> [Exercise]: Omit every picture, then give all the entries again exactly.

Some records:
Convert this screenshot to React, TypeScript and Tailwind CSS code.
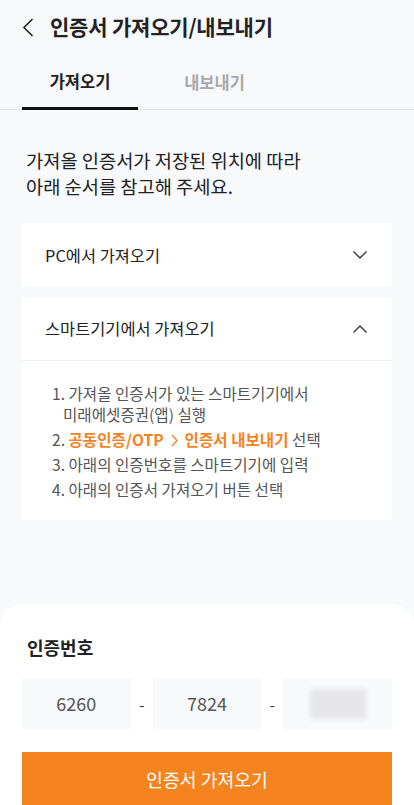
import React, { useState } from "react";

const FONT = "font-['Noto_Sans_CJK_KR','Noto_Sans',sans-serif]";

const Chevron = ({ up }: { up?: boolean }) => (
  <svg width="16" height="10" viewBox="0 0 16 10" fill="none">
    <path
      d={up ? "M1.5 8.5L8 2l6.5 6.5" : "M1.5 1.5L8 8l6.5-6.5"}
      stroke="#333"
      strokeWidth="1.4"
    />
  </svg>
);

const App = () => {
  const [openPc, setOpenPc] = useState(false);
  const [openSmart, setOpenSmart] = useState(true);

  return (
    <div className={`h-[805px] w-[414px] overflow-hidden bg-[#f8f9fb] ${FONT}`}>
      {/* Header */}
      <div className="flex h-[54px] items-center pl-[22px]">
        <svg width="12" height="19" viewBox="0 0 12 19" fill="none">
          <path d="M10.5 1L2 9.5l8.5 8.5" stroke="#222" strokeWidth="1.6" />
        </svg>
        <h1 className="ml-[16px] text-[21px] font-bold tracking-[-0.2px] text-[#222]">
          인증서 가져오기/내보내기
        </h1>
      </div>

      {/* Tabs */}
      <div className="flex h-[56px] border-b border-[#e4e5e8]">
        <div className="-mb-px ml-[22px] flex w-[116px] items-center justify-center border-b-[3px] border-[#111] pt-[2px] text-[16.5px] font-bold text-[#222]">
          가져오기
        </div>
        <div className="flex w-[153px] items-center justify-center pt-[2px] text-[16.5px] font-bold text-[#a8a8a8]">
          내보내기
        </div>
      </div>

      {/* Intro */}
      <p className="mt-[37px] px-[26px] text-[18.7px] leading-[26px] text-[#222]">
        가져올 인증서가 저장된 위치에 따라
        <br />
        아래 순서를 참고해 주세요.
      </p>

      {/* Accordion */}
      <div className="mx-[22px] mt-[24px] flex flex-col gap-[10px]">
        <div className="bg-white">
          <button
            onClick={() => setOpenPc(!openPc)}
            className="flex h-[64px] w-full items-center justify-between pl-[23px] pr-[24px] text-[16.4px] text-[#222]"
          >
            <span>PC에서 가져오기</span>
            <Chevron up={openPc} />
          </button>
        </div>

        <div className="bg-white">
          <button
            onClick={() => setOpenSmart(!openSmart)}
            className="flex h-[64px] w-full items-center justify-between border-b border-[#eeeff1] pl-[23px] pr-[24px] text-[16.4px] text-[#222]"
          >
            <span>스마트기기에서 가져오기</span>
            <Chevron up={openSmart} />
          </button>
          {openSmart && (
            <ol className="flex flex-col gap-[4px] pb-[20px] pl-[41px] pr-[10px] pt-[22px] text-[15.6px] leading-[21px] text-[#555]">
              <li className="-indent-[11px]">
                1. 가져올 인증서가 있는 스마트기기에서
                <br />
                미래에셋증권(앱) 실행
              </li>
              <li className="-indent-[11px]">
                2.{" "}
                <span className="font-bold text-[#f5821f]">
                  공동인증/OTP
                  <svg
                    className="mx-[7px] inline-block align-[-1px]"
                    width="7"
                    height="13"
                    viewBox="0 0 7 13"
                    fill="none"
                  >
                    <path d="M1 1l5 5.5L1 12" stroke="#f5821f" strokeWidth="1.3" />
                  </svg>
                  인증서 내보내기
                </span>{" "}
                선택
              </li>
              <li className="-indent-[11px]">3. 아래의 인증번호를 스마트기기에 입력</li>
              <li className="-indent-[11px]">4. 아래의 인증서 가져오기 버튼 선택</li>
            </ol>
          )}
        </div>
      </div>

      {/* Bottom sheet */}
      <div className="mt-[84px] rounded-t-[22px] bg-white px-[22px] pt-[30px]">
        <h2 className="pl-[5px] text-[18px] font-bold leading-[26px] text-[#222]">
          인증번호
        </h2>
        <div className="mt-[18px] flex items-center">
          <div className="flex h-[51px] flex-1 items-center justify-center bg-[#f8f9fb] text-[18px] text-[#555]">
            6260
          </div>
          <span className="w-[22px] text-center text-[16px] text-[#444]">-</span>
          <div className="flex h-[51px] flex-1 items-center justify-center bg-[#f8f9fb] text-[18px] text-[#555]">
            7824
          </div>
          <span className="w-[22px] text-center text-[16px] text-[#444]">-</span>
          <div className="flex h-[51px] flex-1 items-center justify-center bg-[#f8f9fb]">
            <div className="h-[30px] w-[56px] bg-[#e6e6e8] blur-[2px]" />
          </div>
        </div>
        <button className="mt-[23px] flex h-[56px] w-full items-center justify-center bg-[#f5841f] text-[18.3px] text-white">
          인증서 가져오기
        </button>
      </div>
    </div>
  );
};

export default App;
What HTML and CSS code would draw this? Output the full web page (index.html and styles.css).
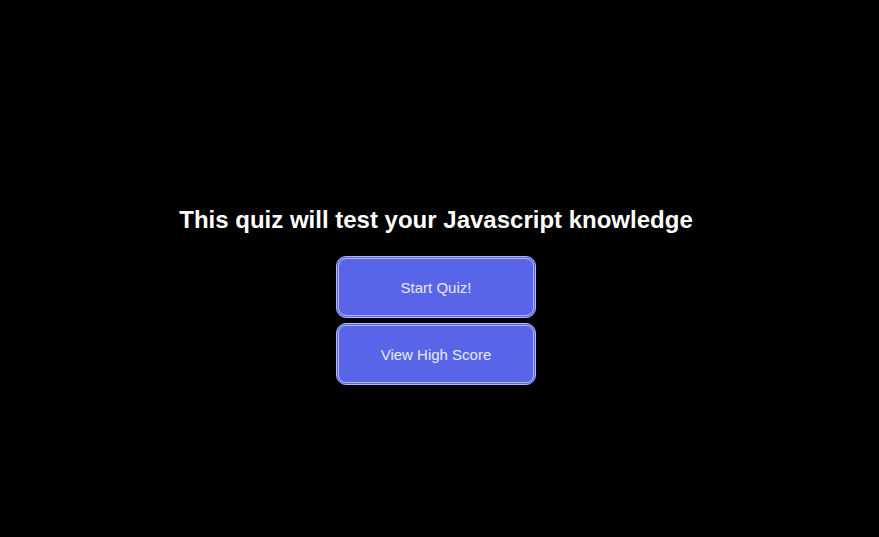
FILE: index.html
```html
<!DOCTYPE html>
<html>
<head>
<meta charset="utf-8">
<link rel="stylesheet" href="styles.css">
</head>
<body>
<main class="intro">
  <h1 class="title">This quiz will test your Javascript knowledge</h1>
  <div class="actions">
    <button class="btn">Start Quiz!</button>
    <button class="btn">View High Score</button>
  </div>
</main>
</body>
</html>
```
FILE: styles.css
```css
html, body {
  margin: 0;
  padding: 0;
  background: #000;
  height: 100%;
}
body {
  font-family: "Liberation Sans", Arial, sans-serif;
}
.intro {
  display: flex;
  flex-direction: column;
  align-items: center;
  padding-top: 206px;
  padding-right: 7px;
}
.title {
  color: #fff;
  font-size: 24px;
  font-weight: bold;
  margin: 0 0 22px 0;
  line-height: 28px;
}
.actions {
  display: flex;
  flex-direction: column;
  gap: 5px;
}
.btn {
  width: 200px;
  height: 62px;
  background: #5865e9;
  color: #e8e9ff;
  border: 3px double #b3b8f5;
  border-radius: 10px;
  font-family: "Liberation Sans", Arial, sans-serif;
  font-size: 15px;
  padding: 0;
}
```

> [Exercise output]:
Convert this screenshot to React, TypeScript and Tailwind CSS code.
import React, { useState } from "react";

const FONT = "font-['Noto_Sans_CJK_KR','Noto_Sans',sans-serif]";

const Chevron = ({ up }: { up?: boolean }) => (
  <svg width="16" height="10" viewBox="0 0 16 10" fill="none">
    <path
      d={up ? "M1.5 8.5L8 2l6.5 6.5" : "M1.5 1.5L8 8l6.5-6.5"}
      stroke="#333"
      strokeWidth="1.4"
    />
  </svg>
);

const App = () => {
  const [openPc, setOpenPc] = useState(false);
  const [openSmart, setOpenSmart] = useState(true);

  return (
    <div className={`h-[805px] w-[414px] overflow-hidden bg-[#f8f9fb] ${FONT}`}>
      {/* Header */}
      <div className="flex h-[54px] items-center pl-[22px]">
        <svg width="12" height="19" viewBox="0 0 12 19" fill="none">
          <path d="M10.5 1L2 9.5l8.5 8.5" stroke="#222" strokeWidth="1.6" />
        </svg>
        <h1 className="ml-[16px] text-[21px] font-bold tracking-[-0.2px] text-[#222]">
          인증서 가져오기/내보내기
        </h1>
      </div>

      {/* Tabs */}
      <div className="flex h-[56px] border-b border-[#e4e5e8]">
        <div className="-mb-px ml-[22px] flex w-[116px] items-center justify-center border-b-[3px] border-[#111] pt-[2px] text-[16.5px] font-bold text-[#222]">
          가져오기
        </div>
        <div className="flex w-[153px] items-center justify-center pt-[2px] text-[16.5px] font-bold text-[#a8a8a8]">
          내보내기
        </div>
      </div>

      {/* Intro */}
      <p className="mt-[37px] px-[26px] text-[18.7px] leading-[26px] text-[#222]">
        가져올 인증서가 저장된 위치에 따라
        <br />
        아래 순서를 참고해 주세요.
      </p>

      {/* Accordion */}
      <div className="mx-[22px] mt-[24px] flex flex-col gap-[10px]">
        <div className="bg-white">
          <button
            onClick={() => setOpenPc(!openPc)}
            className="flex h-[64px] w-full items-center justify-between pl-[23px] pr-[24px] text-[16.4px] text-[#222]"
          >
            <span>PC에서 가져오기</span>
            <Chevron up={openPc} />
          </button>
        </div>

        <div className="bg-white">
          <button
            onClick={() => setOpenSmart(!openSmart)}
            className="flex h-[64px] w-full items-center justify-between border-b border-[#eeeff1] pl-[23px] pr-[24px] text-[16.4px] text-[#222]"
          >
            <span>스마트기기에서 가져오기</span>
            <Chevron up={openSmart} />
          </button>
          {openSmart && (
            <ol className="flex flex-col gap-[4px] pb-[20px] pl-[41px] pr-[10px] pt-[22px] text-[15.6px] leading-[21px] text-[#555]">
              <li className="-indent-[11px]">
                1. 가져올 인증서가 있는 스마트기기에서
                <br />
                미래에셋증권(앱) 실행
              </li>
              <li className="-indent-[11px]">
                2.{" "}
                <span className="font-bold text-[#f5821f]">
                  공동인증/OTP
                  <svg
                    className="mx-[7px] inline-block align-[-1px]"
                    width="7"
                    height="13"
                    viewBox="0 0 7 13"
                    fill="none"
                  >
                    <path d="M1 1l5 5.5L1 12" stroke="#f5821f" strokeWidth="1.3" />
                  </svg>
                  인증서 내보내기
                </span>{" "}
                선택
              </li>
              <li className="-indent-[11px]">3. 아래의 인증번호를 스마트기기에 입력</li>
              <li className="-indent-[11px]">4. 아래의 인증서 가져오기 버튼 선택</li>
            </ol>
          )}
        </div>
      </div>

      {/* Bottom sheet */}
      <div className="mt-[84px] rounded-t-[22px] bg-white px-[22px] pt-[30px]">
        <h2 className="pl-[5px] text-[18px] font-bold leading-[26px] text-[#222]">
          인증번호
        </h2>
        <div className="mt-[18px] flex items-center">
          <div className="flex h-[51px] flex-1 items-center justify-center bg-[#f8f9fb] text-[18px] text-[#555]">
            6260
          </div>
          <span className="w-[22px] text-center text-[16px] text-[#444]">-</span>
          <div className="flex h-[51px] flex-1 items-center justify-center bg-[#f8f9fb] text-[18px] text-[#555]">
            7824
          </div>
          <span className="w-[22px] text-center text-[16px] text-[#444]">-</span>
          <div className="flex h-[51px] flex-1 items-center justify-center bg-[#f8f9fb]">
            <div className="h-[30px] w-[56px] bg-[#e6e6e8] blur-[2px]" />
          </div>
        </div>
        <button className="mt-[23px] flex h-[56px] w-full items-center justify-center bg-[#f5841f] text-[18.3px] text-white">
          인증서 가져오기
        </button>
      </div>
    </div>
  );
};

export default App;
What HTML and CSS code would draw this? Output the full web page (index.html and styles.css).
FILE: index.html
```html
<!DOCTYPE html>
<html>
<head>
<meta charset="utf-8">
<link rel="stylesheet" href="styles.css">
</head>
<body>
<main class="intro">
  <h1 class="title">This quiz will test your Javascript knowledge</h1>
  <div class="actions">
    <button class="btn">Start Quiz!</button>
    <button class="btn">View High Score</button>
  </div>
</main>
</body>
</html>
```
FILE: styles.css
```css
html, body {
  margin: 0;
  padding: 0;
  background: #000;
  height: 100%;
}
body {
  font-family: "Liberation Sans", Arial, sans-serif;
}
.intro {
  display: flex;
  flex-direction: column;
  align-items: center;
  padding-top: 206px;
  padding-right: 7px;
}
.title {
  color: #fff;
  font-size: 24px;
  font-weight: bold;
  margin: 0 0 22px 0;
  line-height: 28px;
}
.actions {
  display: flex;
  flex-direction: column;
  gap: 5px;
}
.btn {
  width: 200px;
  height: 62px;
  background: #5865e9;
  color: #e8e9ff;
  border: 3px double #b3b8f5;
  border-radius: 10px;
  font-family: "Liberation Sans", Arial, sans-serif;
  font-size: 15px;
  padding: 0;
}
```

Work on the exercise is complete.